#### Stated task:
Transcribe the listing exactly, leaving out every picture.

- - - - - - -

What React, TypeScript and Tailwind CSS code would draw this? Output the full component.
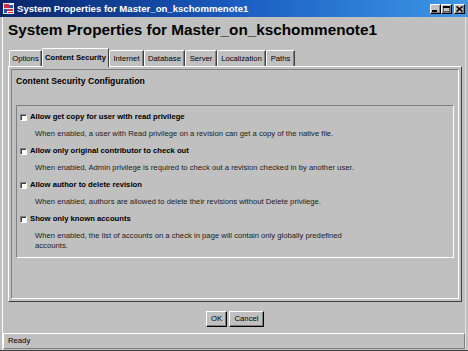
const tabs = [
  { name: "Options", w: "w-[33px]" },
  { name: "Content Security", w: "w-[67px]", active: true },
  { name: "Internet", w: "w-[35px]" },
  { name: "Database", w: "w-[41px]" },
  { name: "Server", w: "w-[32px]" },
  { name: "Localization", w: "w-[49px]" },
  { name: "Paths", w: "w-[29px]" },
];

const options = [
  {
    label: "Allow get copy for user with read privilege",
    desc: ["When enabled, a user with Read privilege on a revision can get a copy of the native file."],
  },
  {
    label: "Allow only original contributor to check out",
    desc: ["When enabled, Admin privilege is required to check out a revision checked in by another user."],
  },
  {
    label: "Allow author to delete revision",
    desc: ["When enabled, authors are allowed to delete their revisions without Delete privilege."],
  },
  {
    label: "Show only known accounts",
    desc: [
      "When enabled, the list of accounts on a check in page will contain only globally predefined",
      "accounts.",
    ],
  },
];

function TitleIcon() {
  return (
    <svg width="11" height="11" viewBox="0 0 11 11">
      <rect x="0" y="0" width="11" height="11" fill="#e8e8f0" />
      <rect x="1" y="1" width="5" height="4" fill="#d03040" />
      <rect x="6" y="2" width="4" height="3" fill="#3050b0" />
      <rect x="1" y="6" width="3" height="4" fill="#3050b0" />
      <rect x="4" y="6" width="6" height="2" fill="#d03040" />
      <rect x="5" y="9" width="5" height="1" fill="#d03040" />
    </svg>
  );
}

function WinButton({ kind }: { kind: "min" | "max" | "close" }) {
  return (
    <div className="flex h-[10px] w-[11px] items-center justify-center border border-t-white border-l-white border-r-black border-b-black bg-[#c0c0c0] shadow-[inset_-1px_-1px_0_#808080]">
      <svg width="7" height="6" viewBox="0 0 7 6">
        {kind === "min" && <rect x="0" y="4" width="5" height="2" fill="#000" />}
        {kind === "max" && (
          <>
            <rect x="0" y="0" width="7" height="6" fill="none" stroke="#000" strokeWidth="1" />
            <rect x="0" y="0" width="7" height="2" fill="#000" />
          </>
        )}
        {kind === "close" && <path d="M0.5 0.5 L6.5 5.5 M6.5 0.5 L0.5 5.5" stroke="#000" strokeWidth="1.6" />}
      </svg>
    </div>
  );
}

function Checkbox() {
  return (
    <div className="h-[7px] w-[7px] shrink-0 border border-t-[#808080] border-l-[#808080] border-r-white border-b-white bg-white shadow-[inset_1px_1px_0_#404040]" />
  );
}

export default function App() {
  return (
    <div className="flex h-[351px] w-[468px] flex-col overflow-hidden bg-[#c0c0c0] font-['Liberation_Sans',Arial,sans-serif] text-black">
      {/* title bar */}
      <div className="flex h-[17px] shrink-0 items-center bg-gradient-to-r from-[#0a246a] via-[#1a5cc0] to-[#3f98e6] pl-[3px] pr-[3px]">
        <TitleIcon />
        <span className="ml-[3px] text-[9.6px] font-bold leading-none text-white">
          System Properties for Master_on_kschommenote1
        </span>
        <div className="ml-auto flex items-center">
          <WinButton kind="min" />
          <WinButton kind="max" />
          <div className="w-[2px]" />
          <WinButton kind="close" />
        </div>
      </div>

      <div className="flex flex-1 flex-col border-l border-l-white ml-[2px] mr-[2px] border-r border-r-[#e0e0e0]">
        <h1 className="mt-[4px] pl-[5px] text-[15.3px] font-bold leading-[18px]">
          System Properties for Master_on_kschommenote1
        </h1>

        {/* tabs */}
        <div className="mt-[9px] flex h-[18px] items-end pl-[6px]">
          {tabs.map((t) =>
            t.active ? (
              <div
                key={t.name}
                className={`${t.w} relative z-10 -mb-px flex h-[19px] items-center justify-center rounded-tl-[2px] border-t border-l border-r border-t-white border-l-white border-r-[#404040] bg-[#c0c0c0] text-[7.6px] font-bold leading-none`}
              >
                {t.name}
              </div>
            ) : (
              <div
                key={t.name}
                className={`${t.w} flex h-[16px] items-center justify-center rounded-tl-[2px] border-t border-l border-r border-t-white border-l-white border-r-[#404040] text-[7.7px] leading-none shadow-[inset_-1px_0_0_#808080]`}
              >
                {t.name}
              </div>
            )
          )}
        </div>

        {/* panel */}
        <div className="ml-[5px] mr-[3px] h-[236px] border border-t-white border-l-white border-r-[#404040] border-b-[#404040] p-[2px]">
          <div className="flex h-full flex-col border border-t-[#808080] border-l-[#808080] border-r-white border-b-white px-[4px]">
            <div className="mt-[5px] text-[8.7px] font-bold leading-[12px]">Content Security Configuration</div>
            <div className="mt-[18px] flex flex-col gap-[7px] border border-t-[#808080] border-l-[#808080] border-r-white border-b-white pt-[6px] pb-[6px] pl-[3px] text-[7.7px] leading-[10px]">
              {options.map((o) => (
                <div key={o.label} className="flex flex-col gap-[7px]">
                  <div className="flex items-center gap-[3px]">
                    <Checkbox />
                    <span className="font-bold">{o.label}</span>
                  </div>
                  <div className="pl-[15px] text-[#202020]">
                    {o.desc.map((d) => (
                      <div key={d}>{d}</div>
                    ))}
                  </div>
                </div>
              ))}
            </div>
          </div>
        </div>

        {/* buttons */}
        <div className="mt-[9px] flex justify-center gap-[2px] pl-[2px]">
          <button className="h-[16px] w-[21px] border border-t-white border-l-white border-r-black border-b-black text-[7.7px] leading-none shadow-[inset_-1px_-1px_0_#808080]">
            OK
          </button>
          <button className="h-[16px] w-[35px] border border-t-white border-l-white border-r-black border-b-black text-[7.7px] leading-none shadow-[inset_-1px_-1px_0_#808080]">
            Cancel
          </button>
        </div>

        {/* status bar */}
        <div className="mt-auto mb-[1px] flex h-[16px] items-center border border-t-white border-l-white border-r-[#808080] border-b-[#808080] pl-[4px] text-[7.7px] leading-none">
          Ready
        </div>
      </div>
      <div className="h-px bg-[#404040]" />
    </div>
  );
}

- - - - - - -

#### Correct result:
What React, TypeScript and Tailwind CSS code would draw this? Output the full component.
const tabs = [
  { name: "Options", w: "w-[33px]" },
  { name: "Content Security", w: "w-[67px]", active: true },
  { name: "Internet", w: "w-[35px]" },
  { name: "Database", w: "w-[41px]" },
  { name: "Server", w: "w-[32px]" },
  { name: "Localization", w: "w-[49px]" },
  { name: "Paths", w: "w-[29px]" },
];

const options = [
  {
    label: "Allow get copy for user with read privilege",
    desc: ["When enabled, a user with Read privilege on a revision can get a copy of the native file."],
  },
  {
    label: "Allow only original contributor to check out",
    desc: ["When enabled, Admin privilege is required to check out a revision checked in by another user."],
  },
  {
    label: "Allow author to delete revision",
    desc: ["When enabled, authors are allowed to delete their revisions without Delete privilege."],
  },
  {
    label: "Show only known accounts",
    desc: [
      "When enabled, the list of accounts on a check in page will contain only globally predefined",
      "accounts.",
    ],
  },
];

function TitleIcon() {
  return (
    <svg width="11" height="11" viewBox="0 0 11 11">
      <rect x="0" y="0" width="11" height="11" fill="#e8e8f0" />
      <rect x="1" y="1" width="5" height="4" fill="#d03040" />
      <rect x="6" y="2" width="4" height="3" fill="#3050b0" />
      <rect x="1" y="6" width="3" height="4" fill="#3050b0" />
      <rect x="4" y="6" width="6" height="2" fill="#d03040" />
      <rect x="5" y="9" width="5" height="1" fill="#d03040" />
    </svg>
  );
}

function WinButton({ kind }: { kind: "min" | "max" | "close" }) {
  return (
    <div className="flex h-[10px] w-[11px] items-center justify-center border border-t-white border-l-white border-r-black border-b-black bg-[#c0c0c0] shadow-[inset_-1px_-1px_0_#808080]">
      <svg width="7" height="6" viewBox="0 0 7 6">
        {kind === "min" && <rect x="0" y="4" width="5" height="2" fill="#000" />}
        {kind === "max" && (
          <>
            <rect x="0" y="0" width="7" height="6" fill="none" stroke="#000" strokeWidth="1" />
            <rect x="0" y="0" width="7" height="2" fill="#000" />
          </>
        )}
        {kind === "close" && <path d="M0.5 0.5 L6.5 5.5 M6.5 0.5 L0.5 5.5" stroke="#000" strokeWidth="1.6" />}
      </svg>
    </div>
  );
}

function Checkbox() {
  return (
    <div className="h-[7px] w-[7px] shrink-0 border border-t-[#808080] border-l-[#808080] border-r-white border-b-white bg-white shadow-[inset_1px_1px_0_#404040]" />
  );
}

export default function App() {
  return (
    <div className="flex h-[351px] w-[468px] flex-col overflow-hidden bg-[#c0c0c0] font-['Liberation_Sans',Arial,sans-serif] text-black">
      {/* title bar */}
      <div className="flex h-[17px] shrink-0 items-center bg-gradient-to-r from-[#0a246a] via-[#1a5cc0] to-[#3f98e6] pl-[3px] pr-[3px]">
        <TitleIcon />
        <span className="ml-[3px] text-[9.6px] font-bold leading-none text-white">
          System Properties for Master_on_kschommenote1
        </span>
        <div className="ml-auto flex items-center">
          <WinButton kind="min" />
          <WinButton kind="max" />
          <div className="w-[2px]" />
          <WinButton kind="close" />
        </div>
      </div>

      <div className="flex flex-1 flex-col border-l border-l-white ml-[2px] mr-[2px] border-r border-r-[#e0e0e0]">
        <h1 className="mt-[4px] pl-[5px] text-[15.3px] font-bold leading-[18px]">
          System Properties for Master_on_kschommenote1
        </h1>

        {/* tabs */}
        <div className="mt-[9px] flex h-[18px] items-end pl-[6px]">
          {tabs.map((t) =>
            t.active ? (
              <div
                key={t.name}
                className={`${t.w} relative z-10 -mb-px flex h-[19px] items-center justify-center rounded-tl-[2px] border-t border-l border-r border-t-white border-l-white border-r-[#404040] bg-[#c0c0c0] text-[7.6px] font-bold leading-none`}
              >
                {t.name}
              </div>
            ) : (
              <div
                key={t.name}
                className={`${t.w} flex h-[16px] items-center justify-center rounded-tl-[2px] border-t border-l border-r border-t-white border-l-white border-r-[#404040] text-[7.7px] leading-none shadow-[inset_-1px_0_0_#808080]`}
              >
                {t.name}
              </div>
            )
          )}
        </div>

        {/* panel */}
        <div className="ml-[5px] mr-[3px] h-[236px] border border-t-white border-l-white border-r-[#404040] border-b-[#404040] p-[2px]">
          <div className="flex h-full flex-col border border-t-[#808080] border-l-[#808080] border-r-white border-b-white px-[4px]">
            <div className="mt-[5px] text-[8.7px] font-bold leading-[12px]">Content Security Configuration</div>
            <div className="mt-[18px] flex flex-col gap-[7px] border border-t-[#808080] border-l-[#808080] border-r-white border-b-white pt-[6px] pb-[6px] pl-[3px] text-[7.7px] leading-[10px]">
              {options.map((o) => (
                <div key={o.label} className="flex flex-col gap-[7px]">
                  <div className="flex items-center gap-[3px]">
                    <Checkbox />
                    <span className="font-bold">{o.label}</span>
                  </div>
                  <div className="pl-[15px] text-[#202020]">
                    {o.desc.map((d) => (
                      <div key={d}>{d}</div>
                    ))}
                  </div>
                </div>
              ))}
            </div>
          </div>
        </div>

        {/* buttons */}
        <div className="mt-[9px] flex justify-center gap-[2px] pl-[2px]">
          <button className="h-[16px] w-[21px] border border-t-white border-l-white border-r-black border-b-black text-[7.7px] leading-none shadow-[inset_-1px_-1px_0_#808080]">
            OK
          </button>
          <button className="h-[16px] w-[35px] border border-t-white border-l-white border-r-black border-b-black text-[7.7px] leading-none shadow-[inset_-1px_-1px_0_#808080]">
            Cancel
          </button>
        </div>

        {/* status bar */}
        <div className="mt-auto mb-[1px] flex h-[16px] items-center border border-t-white border-l-white border-r-[#808080] border-b-[#808080] pl-[4px] text-[7.7px] leading-none">
          Ready
        </div>
      </div>
      <div className="h-px bg-[#404040]" />
    </div>
  );
}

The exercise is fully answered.